Er hält mir zu viel an seinen Leuten fest. Einen Hosiner hat er nur ins Team geholt, weil es ihm die Leute schon aufgezwungen haben. Janko hingegen spielt nirgends, kommt im Team aber zum Einsatz. Ohne Spielpraxis kann man im Team auf Dauer nicht seine Leistungen bringen. Ab und zu sollte er auf einzelnen Positionen mehr rochieren. Aber ansonsten macht das Team unter Koller einen Schritt in die richtige Richtung.
Ich muss ehrlich sagen, ich hätte mir Herzog sehr gut als Teamchef vorstellen können.
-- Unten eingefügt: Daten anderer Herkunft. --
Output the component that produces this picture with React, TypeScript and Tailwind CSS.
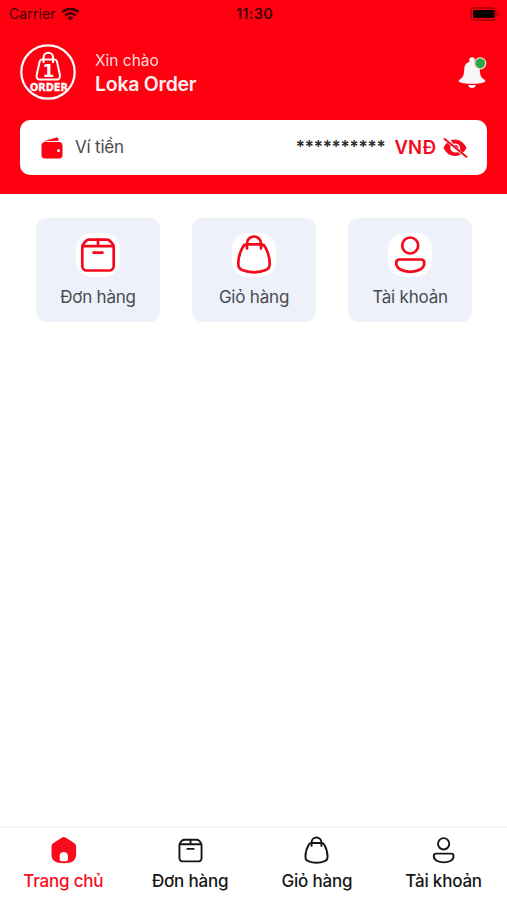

Er war schon U21-Trainer, hat da einen guten Job gemacht und lebt für den Fußball. Aber seine Zeit wird noch kommen – über kurz oder lang sehe ich ihn als Teamchef.
Gegen die Färöer lassen wir nichts anbrennen, diese Klasse haben wir mittlerweile. Wenn ein schnelles Tor gelingt, können wir sie abschießen. In Irland wird es eine heiße Partie, das wird nicht einfach. Wir haben gegen englische Teams immer große Probleme, da ist uns das Spiel zu körperbetont. Ich rechne damit, dass wir in Dublin maximal einen Punkt holen.
Das Team muss aggressiv sein und dagegen halten. Im taktischen Bereich kann man in der kurzen Zeit aber nicht viel verändern. Was soll man in drei, vier Tagen großartig anders machen? Wenn man immer nur für ein paar Tage zusammen ist, kann man das taktische Konzept nicht jedes Mal komplett umstellen.